On the impact of the global financial crisis and its contribution to the Nigerian capital market decline, he listed these factors:
•The decision by international fund managers and investors to exit the Nigerian market due to increased risk aversion and the need to shore up their home countries’ economies which had been heavily eroded in the wake of the global meltdown. The withdrawal of over $15 billion by foreign portfolio investors further exacerbated the crisis in the capital market.
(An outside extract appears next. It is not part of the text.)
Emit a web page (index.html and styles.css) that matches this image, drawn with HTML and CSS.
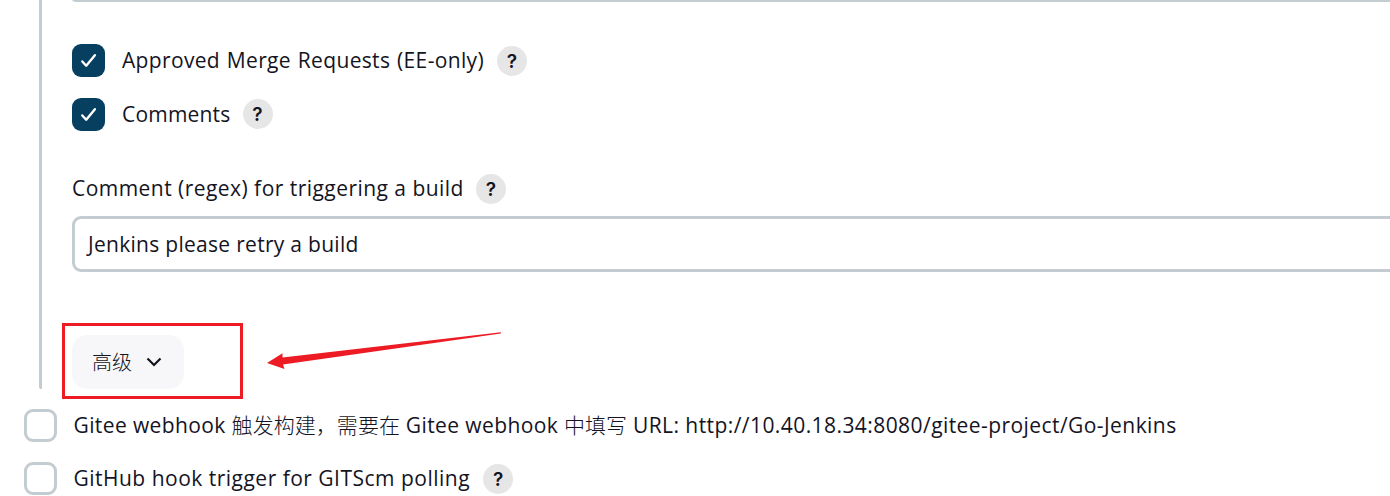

• Perceived uncertainty in the economic environment, particularly arising from the crisis in the Niger Delta, engendered a “flight-to-safety” among the foreign investors
•Panic recall of margin and share loan facilities by banks, caused many investors to sell their stocks
•Foreign Trade Support lines earlier given to Nigerian banks were re¬negotiated downward thereby making them even more expensive in the interim.”
New Adhoc Committee...
The initial attempt of the House to probe into the troubles that plagued the nation’s capital market was pushed through an adhoc committee headed by Herman Hembe. However, the effort ended abruptly amidst corruption and money-for-probe allegations levelled against the committee by the embattled Director-General of Securities and Exchange Commission, Ms Arumah Oteh. Oteh had alleged, among other things, that Hembe as chairman of the committee probing her and the commission had no credibility, having demanded about N44 million from the SEC to organise the investigative hearing. With Hembe’s counter allegation that it was the SEC boss that offered to donate N30 million to his committee and with allegations flying right, left and centre, the leadership of the House, after series of emergency meetings, decided that Hembe should vacate his exalted position, a bitter pill that reportedly took time for Hembe to swallow. A new adhoc committee of eight members headed by Hon. Ibrahim El-Sudi was therefore constituted to push ahead with the probe.